▶ **Objective**
Leave out the pictures and set down exactly the lines from the start of the listing through the one with "customElement, property, state", both included.

▶ **Data block**
════════════════════
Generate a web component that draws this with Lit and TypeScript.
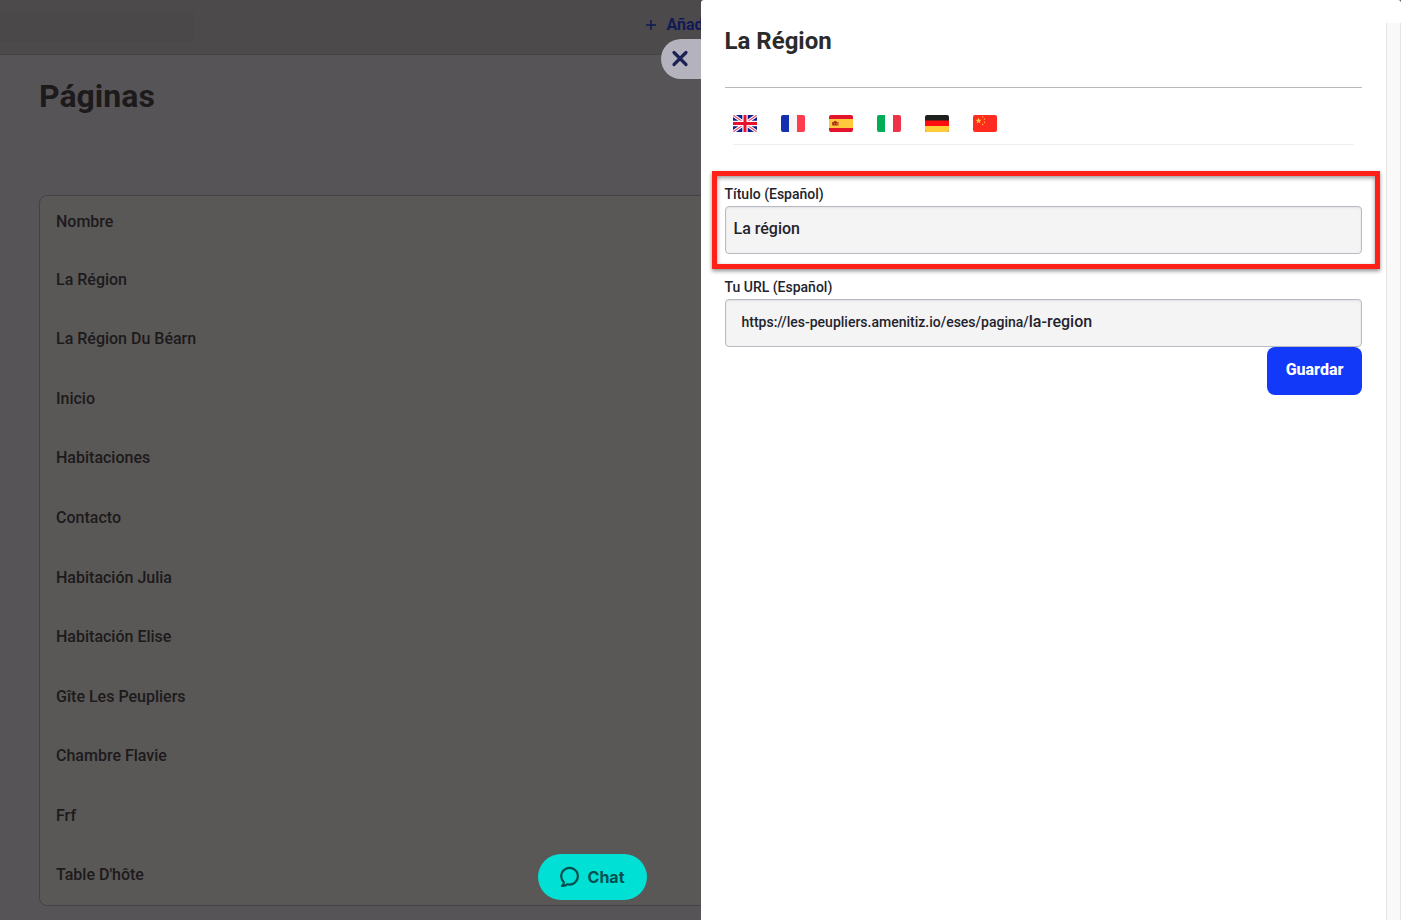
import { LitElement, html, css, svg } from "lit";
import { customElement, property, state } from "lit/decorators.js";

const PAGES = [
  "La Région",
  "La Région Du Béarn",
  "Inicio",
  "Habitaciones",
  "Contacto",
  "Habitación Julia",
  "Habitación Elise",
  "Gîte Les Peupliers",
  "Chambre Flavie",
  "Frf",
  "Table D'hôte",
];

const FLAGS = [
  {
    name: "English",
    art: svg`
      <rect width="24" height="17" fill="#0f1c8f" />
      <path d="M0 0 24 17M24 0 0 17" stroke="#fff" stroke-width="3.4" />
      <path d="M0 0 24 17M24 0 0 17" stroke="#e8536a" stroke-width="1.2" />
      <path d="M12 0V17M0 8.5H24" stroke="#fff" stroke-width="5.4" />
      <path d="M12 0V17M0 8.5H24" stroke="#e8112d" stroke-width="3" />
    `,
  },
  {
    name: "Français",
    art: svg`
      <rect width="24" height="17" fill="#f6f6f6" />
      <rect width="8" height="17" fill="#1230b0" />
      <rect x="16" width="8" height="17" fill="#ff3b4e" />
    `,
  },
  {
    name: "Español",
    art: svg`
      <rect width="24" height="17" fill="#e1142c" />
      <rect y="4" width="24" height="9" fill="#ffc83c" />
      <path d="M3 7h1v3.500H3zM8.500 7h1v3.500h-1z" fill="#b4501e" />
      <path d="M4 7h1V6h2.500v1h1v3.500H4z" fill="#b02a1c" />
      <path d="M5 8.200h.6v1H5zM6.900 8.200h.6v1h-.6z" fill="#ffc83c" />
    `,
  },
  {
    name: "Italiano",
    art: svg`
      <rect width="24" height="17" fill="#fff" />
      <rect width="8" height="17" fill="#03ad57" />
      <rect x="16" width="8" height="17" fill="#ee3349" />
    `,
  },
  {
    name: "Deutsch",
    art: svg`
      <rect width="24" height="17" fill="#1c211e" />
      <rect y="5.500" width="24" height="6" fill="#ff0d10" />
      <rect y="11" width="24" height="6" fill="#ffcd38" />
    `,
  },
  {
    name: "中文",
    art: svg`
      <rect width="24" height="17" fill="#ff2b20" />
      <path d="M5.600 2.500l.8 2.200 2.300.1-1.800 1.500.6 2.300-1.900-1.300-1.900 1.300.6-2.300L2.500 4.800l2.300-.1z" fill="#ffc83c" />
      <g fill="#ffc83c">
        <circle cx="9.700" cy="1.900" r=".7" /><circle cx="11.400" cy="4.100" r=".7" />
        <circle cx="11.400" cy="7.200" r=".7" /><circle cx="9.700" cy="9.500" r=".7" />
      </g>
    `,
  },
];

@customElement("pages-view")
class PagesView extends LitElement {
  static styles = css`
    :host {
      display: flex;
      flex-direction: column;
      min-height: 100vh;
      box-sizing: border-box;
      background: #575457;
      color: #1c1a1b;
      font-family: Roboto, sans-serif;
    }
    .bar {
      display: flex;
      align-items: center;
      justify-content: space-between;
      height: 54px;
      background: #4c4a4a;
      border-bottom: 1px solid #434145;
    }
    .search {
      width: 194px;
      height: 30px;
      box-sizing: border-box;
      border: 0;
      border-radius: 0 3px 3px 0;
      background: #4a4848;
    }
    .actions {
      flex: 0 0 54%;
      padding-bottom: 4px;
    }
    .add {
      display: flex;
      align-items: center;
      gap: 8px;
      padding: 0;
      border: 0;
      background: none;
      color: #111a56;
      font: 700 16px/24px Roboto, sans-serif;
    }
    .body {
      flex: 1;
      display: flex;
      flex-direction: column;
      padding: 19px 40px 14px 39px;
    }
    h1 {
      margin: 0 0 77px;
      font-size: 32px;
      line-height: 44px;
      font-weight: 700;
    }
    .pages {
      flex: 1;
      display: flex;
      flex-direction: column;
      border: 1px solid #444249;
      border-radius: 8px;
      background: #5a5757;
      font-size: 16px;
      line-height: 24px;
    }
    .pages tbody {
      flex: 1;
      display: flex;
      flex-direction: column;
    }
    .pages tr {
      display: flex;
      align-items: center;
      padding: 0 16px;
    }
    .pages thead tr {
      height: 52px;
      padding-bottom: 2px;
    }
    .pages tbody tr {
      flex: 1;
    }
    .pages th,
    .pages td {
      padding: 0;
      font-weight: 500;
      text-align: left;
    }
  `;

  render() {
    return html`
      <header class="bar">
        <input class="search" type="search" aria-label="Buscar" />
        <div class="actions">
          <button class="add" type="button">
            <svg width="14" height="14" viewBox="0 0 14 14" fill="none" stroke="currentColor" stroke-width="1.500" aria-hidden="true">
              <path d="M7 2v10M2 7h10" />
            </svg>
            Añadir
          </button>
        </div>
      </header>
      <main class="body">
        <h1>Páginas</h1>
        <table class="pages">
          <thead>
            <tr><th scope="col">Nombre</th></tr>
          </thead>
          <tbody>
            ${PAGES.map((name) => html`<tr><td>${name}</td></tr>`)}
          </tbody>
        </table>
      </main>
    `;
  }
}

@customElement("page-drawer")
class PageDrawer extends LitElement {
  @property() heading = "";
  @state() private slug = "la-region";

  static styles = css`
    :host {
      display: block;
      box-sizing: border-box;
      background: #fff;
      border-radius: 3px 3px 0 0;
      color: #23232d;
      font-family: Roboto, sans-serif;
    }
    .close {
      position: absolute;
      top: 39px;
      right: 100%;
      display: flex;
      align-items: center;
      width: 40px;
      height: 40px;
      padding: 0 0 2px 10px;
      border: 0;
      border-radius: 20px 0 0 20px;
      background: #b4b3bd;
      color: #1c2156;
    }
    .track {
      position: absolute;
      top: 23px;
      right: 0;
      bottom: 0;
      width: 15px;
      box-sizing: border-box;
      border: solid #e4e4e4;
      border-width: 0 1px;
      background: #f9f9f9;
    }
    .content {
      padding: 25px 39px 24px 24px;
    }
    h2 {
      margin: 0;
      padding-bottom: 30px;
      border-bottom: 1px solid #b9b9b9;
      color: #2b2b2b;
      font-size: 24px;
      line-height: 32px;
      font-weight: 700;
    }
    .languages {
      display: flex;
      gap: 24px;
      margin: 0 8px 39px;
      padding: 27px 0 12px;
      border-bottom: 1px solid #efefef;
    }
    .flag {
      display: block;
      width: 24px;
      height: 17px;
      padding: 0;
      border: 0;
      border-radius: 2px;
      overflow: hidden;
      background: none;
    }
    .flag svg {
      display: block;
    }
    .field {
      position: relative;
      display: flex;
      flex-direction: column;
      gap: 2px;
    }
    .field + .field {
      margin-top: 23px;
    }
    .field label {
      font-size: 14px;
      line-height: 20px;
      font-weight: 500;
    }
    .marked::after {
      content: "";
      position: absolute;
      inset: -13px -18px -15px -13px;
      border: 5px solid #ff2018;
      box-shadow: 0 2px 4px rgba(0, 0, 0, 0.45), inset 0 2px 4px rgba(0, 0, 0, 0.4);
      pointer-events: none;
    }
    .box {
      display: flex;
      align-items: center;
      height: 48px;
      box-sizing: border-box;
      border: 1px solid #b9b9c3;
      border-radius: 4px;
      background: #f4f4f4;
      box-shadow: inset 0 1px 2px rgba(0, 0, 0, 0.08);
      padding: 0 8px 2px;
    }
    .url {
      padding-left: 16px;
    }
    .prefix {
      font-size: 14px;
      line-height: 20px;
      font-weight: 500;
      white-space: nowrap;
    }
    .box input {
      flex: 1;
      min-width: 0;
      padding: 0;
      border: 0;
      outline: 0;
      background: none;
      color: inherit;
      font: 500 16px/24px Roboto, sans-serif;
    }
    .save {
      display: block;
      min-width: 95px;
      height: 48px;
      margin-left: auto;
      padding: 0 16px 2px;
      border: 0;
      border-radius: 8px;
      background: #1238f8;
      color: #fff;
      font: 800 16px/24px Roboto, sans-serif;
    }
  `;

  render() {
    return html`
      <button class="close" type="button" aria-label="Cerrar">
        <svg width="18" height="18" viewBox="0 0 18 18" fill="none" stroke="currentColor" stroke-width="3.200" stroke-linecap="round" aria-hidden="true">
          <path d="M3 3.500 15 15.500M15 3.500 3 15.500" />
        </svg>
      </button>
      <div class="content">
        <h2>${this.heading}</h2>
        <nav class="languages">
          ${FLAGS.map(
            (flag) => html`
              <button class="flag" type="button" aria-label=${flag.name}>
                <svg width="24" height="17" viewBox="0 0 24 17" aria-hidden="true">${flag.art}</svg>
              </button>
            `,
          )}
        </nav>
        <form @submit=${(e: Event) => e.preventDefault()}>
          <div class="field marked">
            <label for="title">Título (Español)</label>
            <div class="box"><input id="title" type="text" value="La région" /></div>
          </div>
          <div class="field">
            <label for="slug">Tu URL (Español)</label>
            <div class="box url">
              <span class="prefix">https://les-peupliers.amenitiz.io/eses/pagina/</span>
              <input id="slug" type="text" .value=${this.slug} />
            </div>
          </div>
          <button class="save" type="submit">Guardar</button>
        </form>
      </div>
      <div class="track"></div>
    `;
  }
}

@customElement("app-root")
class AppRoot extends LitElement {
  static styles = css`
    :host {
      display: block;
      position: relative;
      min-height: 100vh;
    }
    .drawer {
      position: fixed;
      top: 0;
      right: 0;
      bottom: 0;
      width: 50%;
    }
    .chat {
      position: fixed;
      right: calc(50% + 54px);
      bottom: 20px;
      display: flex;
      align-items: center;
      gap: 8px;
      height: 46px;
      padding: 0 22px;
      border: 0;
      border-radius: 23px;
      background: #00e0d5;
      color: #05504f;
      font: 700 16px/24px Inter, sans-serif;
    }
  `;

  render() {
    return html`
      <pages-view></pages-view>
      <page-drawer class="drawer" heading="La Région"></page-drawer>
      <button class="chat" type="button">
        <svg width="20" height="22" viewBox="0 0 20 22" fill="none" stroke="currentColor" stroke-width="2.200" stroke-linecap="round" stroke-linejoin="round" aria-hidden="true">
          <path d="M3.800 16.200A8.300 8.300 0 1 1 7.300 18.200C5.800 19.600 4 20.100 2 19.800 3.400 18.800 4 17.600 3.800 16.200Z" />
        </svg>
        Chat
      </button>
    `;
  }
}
════════════════════
▶ **Reply**
Generate a web component that draws this with Lit and TypeScript.
import { LitElement, html, css, svg } from "lit";
import { customElement, property, state } from "lit/decorators.js";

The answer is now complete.